You know, it's been hard at times, it's not always easy, but I've hung in there and I've been doing good. I have stuck to eating fair and reasonable... and I have managed to stay away from my "trigger" foods.
Trigger foods-- have I explained them? I'm not sure if it is a technical term, but trigger foods are what I call foods that trigger the binges (or at least the desire to binge). Many of mine are carbs... for instance, I can't stop eating mashed potatoes once I start. I will stand there and lick the damn pot and spoon clean, and I can't stop thinking about food after I eat mashed potatoes.
One of my trigger foods is soda; not diet soda so much as I don't like it that much, but full-sugar soda. Pepsi in particular.
So my dear husband who is out of work right now as you may know if you (if anyone on the planet) reads this... so he fixed dinner tonight as I was working. And he wanted to have soda with dinner, so he went out with the intention to buy diet soda, but picked up regular and never bothered to check.
Well, I'm out of regular bottled water, tap water here tastes horrible and I can barely choke it down. And I've been drinking Crystal Lite with dinner for months, so the idea of some diet soda was really nice-- a change, and not going off track. Lovely.
So he poured me some soda and I worked as I ate and I gulped it down. I wasn't paying attention it was just such a nice change... so I poured some more. Something I don't usually do with diet drinks at all. And as I'm gulping down big cup #2, and I stop because I realize--- I want to just take the bottle and guzzle it like water and throw in some Doritos. Or ice cream. And have a cigarette. And I'm wondering why these thoughts are stirring up now right now, when 5 minutes ago my mind was completely engrossed in research about citronella oil and I was totally satisfied with my baked chicken and big veggie salad (seriously, it was so good). And I lick my lips and realize, "oh no-- it tastes too sweet; it's too good-- no aftertaste!"
And sure enough, I check the bottle and it's regular freaking soda.
And I am so angry (not so much at him, it was an honest mistake, though considering he drank like 2 cups before I touched the stuff you'd think he might have noticed first!).
I'm angry because now I am craving chips and sweets and cigarrettes. I'm angry because I never intended to "cheat" and now I wasted a lot of perfectly good calories and carbs on something I would have just as soon as done without. I mean, I had planned a nice little snack planned and now I can't even eat it in good faith because of this overindulgence on sugar water.
I'm mad because I feel like it's taken me off track a bit and it wasn't even my fault! I mean, if I fell of the wagon, I can only blame myself... but this! Ugh!
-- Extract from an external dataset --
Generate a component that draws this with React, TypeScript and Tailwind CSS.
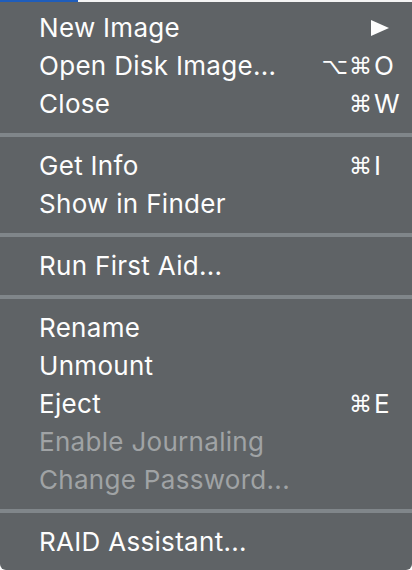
import React from "react"

type Item = {
  label: string
  mods?: string
  keyChar?: string
  submenu?: boolean
  disabled?: boolean
}

const groups: Item[][] = [
  [
    { label: "New Image", submenu: true },
    { label: "Open Disk Image...", mods: "⌥⌘", keyChar: "O" },
    { label: "Close", mods: "⌘", keyChar: "W" },
  ],
  [
    { label: "Get Info", mods: "⌘", keyChar: "I" },
    { label: "Show in Finder" },
  ],
  [{ label: "Run First Aid..." }],
  [
    { label: "Rename" },
    { label: "Unmount" },
    { label: "Eject", mods: "⌘", keyChar: "E" },
    { label: "Enable Journaling", disabled: true },
    { label: "Change Password...", disabled: true },
  ],
  [{ label: "RAID Assistant..." }],
]

function MenuRow({ item }: { item: Item }) {
  return (
    <div
      className={`flex h-[38px] items-center justify-between pl-[39px] pr-[12px] text-[26px] leading-none tracking-[0.3px] ${
        item.disabled ? "text-[#a0a3a5]" : "text-[#fdfdfd]"
      }`}
    >
      <span>{item.label}</span>
      {item.submenu && (
        <svg width="20" height="18" viewBox="0 0 20 18" className="mr-[10px]">
          <path d="M1 1 L19 9 L1 17 Z" fill="#fdfdfd" />
        </svg>
      )}
      {item.keyChar && (
        <span className="flex items-center">
          <span className="font-['DejaVu_Sans',sans-serif] text-[23px] tracking-[1px]">{item.mods}</span>
          <span className="ml-[1px] w-[26px]">{item.keyChar}</span>
        </span>
      )}
    </div>
  )
}

export default function App() {
  return (
    <div className="h-[570px] w-[412px] bg-white font-['Inter',sans-serif] antialiased">
      <div className="flex h-[2px]">
        <div className="w-[78px] bg-[#1f5dbb]" />
        <div className="flex-1 bg-[#f4f4f4]" />
      </div>
      <div className="h-[568px] rounded-b-[6px] bg-[#5f6366] pt-[7px]">
        {groups.map((group, gi) => (
          <div key={gi}>
            {gi > 0 && (
              <div className="flex h-[24px] items-center">
                <div className="h-[4px] w-full bg-[#80868a]" />
              </div>
            )}
            {group.map((item) => (
              <MenuRow key={item.label} item={item} />
            ))}
          </div>
        ))}
      </div>
    </div>
  )
}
Well, I'm a bit calmer now than I actually was after dinner, I was in some PMS-induced bitching fest, and my husband tried to help me relax by doing an energy cleansing on me, and it did work for a while and I calmed down and got on with my night, but now as I sit here reflecting on it I feel the anger at the situation just flairing up again a bit.
I am just praying and meditating tonight in all hopes that these cravings will disappate as I sleep because I'm sitting here wanting to cry.
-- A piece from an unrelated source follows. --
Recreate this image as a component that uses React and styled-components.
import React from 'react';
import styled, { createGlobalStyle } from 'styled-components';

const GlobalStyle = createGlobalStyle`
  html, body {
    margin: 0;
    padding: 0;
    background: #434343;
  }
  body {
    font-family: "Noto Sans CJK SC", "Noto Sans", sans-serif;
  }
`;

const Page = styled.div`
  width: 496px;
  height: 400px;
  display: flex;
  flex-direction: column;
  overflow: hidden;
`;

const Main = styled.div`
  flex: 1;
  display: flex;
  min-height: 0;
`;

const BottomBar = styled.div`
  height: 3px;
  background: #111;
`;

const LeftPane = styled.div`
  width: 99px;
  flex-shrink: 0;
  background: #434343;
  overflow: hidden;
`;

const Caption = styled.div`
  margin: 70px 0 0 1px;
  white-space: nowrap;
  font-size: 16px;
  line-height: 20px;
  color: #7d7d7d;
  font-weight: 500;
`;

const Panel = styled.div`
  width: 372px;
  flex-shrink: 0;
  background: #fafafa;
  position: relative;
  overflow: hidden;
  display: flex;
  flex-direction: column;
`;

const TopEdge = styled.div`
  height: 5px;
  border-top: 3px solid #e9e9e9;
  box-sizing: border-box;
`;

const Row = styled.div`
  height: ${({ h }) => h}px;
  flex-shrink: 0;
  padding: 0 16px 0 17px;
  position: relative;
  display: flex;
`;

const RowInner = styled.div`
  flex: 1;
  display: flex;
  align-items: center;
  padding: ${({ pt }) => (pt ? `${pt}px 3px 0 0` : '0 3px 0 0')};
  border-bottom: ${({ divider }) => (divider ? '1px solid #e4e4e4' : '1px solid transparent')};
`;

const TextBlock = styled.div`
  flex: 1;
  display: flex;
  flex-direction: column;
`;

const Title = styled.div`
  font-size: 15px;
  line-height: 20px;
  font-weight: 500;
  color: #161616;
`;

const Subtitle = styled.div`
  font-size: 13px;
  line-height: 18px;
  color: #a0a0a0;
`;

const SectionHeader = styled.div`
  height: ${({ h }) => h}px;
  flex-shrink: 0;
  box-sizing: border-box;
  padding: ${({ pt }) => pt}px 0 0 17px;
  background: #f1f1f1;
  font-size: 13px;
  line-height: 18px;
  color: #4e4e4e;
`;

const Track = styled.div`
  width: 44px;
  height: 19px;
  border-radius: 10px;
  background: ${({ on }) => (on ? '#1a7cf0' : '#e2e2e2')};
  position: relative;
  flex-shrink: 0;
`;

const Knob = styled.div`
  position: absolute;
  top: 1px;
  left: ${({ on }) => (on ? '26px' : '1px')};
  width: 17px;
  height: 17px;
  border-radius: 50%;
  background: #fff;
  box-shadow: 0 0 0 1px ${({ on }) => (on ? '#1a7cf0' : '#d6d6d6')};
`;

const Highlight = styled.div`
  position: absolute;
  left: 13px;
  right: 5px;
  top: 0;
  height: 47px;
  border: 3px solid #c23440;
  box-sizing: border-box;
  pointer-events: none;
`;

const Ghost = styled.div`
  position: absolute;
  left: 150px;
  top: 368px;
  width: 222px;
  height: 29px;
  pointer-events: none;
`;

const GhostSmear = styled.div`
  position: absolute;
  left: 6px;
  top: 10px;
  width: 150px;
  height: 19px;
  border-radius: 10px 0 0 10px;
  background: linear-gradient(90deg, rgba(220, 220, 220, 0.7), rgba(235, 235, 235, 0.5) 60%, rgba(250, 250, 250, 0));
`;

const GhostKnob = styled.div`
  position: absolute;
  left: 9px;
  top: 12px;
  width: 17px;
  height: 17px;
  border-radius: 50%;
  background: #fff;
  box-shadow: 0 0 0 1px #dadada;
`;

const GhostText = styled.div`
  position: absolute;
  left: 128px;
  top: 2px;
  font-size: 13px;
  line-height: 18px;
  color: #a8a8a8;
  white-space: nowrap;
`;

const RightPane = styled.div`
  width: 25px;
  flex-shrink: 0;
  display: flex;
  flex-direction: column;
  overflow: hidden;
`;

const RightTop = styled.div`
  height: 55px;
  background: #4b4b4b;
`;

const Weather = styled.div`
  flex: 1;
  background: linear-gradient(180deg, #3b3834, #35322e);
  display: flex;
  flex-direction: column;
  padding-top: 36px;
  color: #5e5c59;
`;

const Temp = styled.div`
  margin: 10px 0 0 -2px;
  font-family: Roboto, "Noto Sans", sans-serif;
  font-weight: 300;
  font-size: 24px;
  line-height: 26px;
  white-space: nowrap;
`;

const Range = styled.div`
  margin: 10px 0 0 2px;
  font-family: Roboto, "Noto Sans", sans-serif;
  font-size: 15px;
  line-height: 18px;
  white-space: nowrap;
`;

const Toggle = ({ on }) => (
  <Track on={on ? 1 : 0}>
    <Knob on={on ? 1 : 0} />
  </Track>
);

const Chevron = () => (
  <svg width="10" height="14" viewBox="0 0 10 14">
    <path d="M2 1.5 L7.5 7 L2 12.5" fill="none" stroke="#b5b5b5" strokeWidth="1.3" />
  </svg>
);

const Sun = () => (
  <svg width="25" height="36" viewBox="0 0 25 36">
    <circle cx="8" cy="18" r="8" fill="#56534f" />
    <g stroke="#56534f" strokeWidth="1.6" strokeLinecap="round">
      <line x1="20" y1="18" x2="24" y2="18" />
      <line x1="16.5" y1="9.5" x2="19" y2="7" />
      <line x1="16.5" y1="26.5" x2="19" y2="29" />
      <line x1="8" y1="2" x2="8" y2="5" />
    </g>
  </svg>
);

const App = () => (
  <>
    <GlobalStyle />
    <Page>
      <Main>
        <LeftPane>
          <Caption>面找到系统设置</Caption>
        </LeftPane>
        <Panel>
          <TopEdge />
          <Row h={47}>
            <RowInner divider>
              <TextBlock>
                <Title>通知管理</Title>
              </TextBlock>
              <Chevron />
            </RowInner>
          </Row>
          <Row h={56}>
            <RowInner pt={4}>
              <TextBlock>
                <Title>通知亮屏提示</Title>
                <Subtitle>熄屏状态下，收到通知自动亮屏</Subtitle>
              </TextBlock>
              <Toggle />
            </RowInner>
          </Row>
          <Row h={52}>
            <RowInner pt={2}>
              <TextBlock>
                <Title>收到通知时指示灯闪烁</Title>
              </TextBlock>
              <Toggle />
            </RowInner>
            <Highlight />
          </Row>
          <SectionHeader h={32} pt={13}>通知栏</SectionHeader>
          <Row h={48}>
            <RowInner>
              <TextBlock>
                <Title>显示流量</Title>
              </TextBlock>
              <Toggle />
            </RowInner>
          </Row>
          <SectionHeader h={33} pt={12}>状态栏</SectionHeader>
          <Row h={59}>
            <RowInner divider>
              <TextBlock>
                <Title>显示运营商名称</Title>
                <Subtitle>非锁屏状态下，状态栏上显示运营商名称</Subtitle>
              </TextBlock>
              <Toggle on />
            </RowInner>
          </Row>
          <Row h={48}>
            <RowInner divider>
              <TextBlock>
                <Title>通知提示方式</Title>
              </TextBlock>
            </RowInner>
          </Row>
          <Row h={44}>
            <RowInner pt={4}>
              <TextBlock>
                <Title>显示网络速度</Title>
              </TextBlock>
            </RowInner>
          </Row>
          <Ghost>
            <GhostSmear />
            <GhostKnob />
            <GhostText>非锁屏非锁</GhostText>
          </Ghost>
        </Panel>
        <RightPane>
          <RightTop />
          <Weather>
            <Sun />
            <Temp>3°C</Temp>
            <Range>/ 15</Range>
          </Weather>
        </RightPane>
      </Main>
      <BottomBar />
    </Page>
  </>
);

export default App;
And some sneaky freaking part of my brain all night has been like, "go ahead, you already blew it today! Go run out and get some snacks! Hit some drive throughs! Go wild tonight! You have to get back on the wagon tomorrow anyway, but might as well not waste tonight!"
And as tempting as it sounds, as much as the thought of turning it down makes me want to cry, I just simpy refuse to give into these compulsive thoughts of an addict. NO! I WILL remain in control of myself, this is not going to mess up my body, really, mainly my head, but I will NOT let it beat me and defeat me all because of some dumb careless mistake!!! Drinking the soda was unfortunate, but I am not going to use it as an excuse to do the things that I know will eventually end up killing me years before my time.
I WILL get over this.
Damn I HATE being addicted like this to freaking food! It has ruled my life long enough! It has changed my life and bought down the quality of life and probably already sucked years-- maybe decades-- of my life away! And I let it! Like a total asshole, I just allowed it to happen! Oh, I fought it, but not enough, and took too much guilty pleasure in my unhealthy addiction when I did fall in to it... Damn it, I'm not going to let it keep doing this to me!!! It's not going to beat me!!!
And people say, "Oh, just eat less..." when that has probably been one of the hardest things to do in my life. WHY DON'T THEY JUST GET IT??? Next time they feel like crying and toss and turn all night and shake and want to pull their hair out of their head because they can't have Doritos, then they can tell me how freaking to "just eat less" ALL the time when I feel like this. Let them tell me something useful, like how NOT to feel like this when I "just eat less" and then, maybe THEN, I can actually use their advice.
It's just not fair I feel this way now. I was being good and careful. I don't know or care if it is psychological or physiological or biological... all I know is this is how I feel and I can't stand it.
I think I am going to go burn a candle at my altar and ask the Goddess to just wrap her arms around me and pour into me the strength and determination I need to get through this episode quickly. Why, oh why oh why, is this so hard sometimes?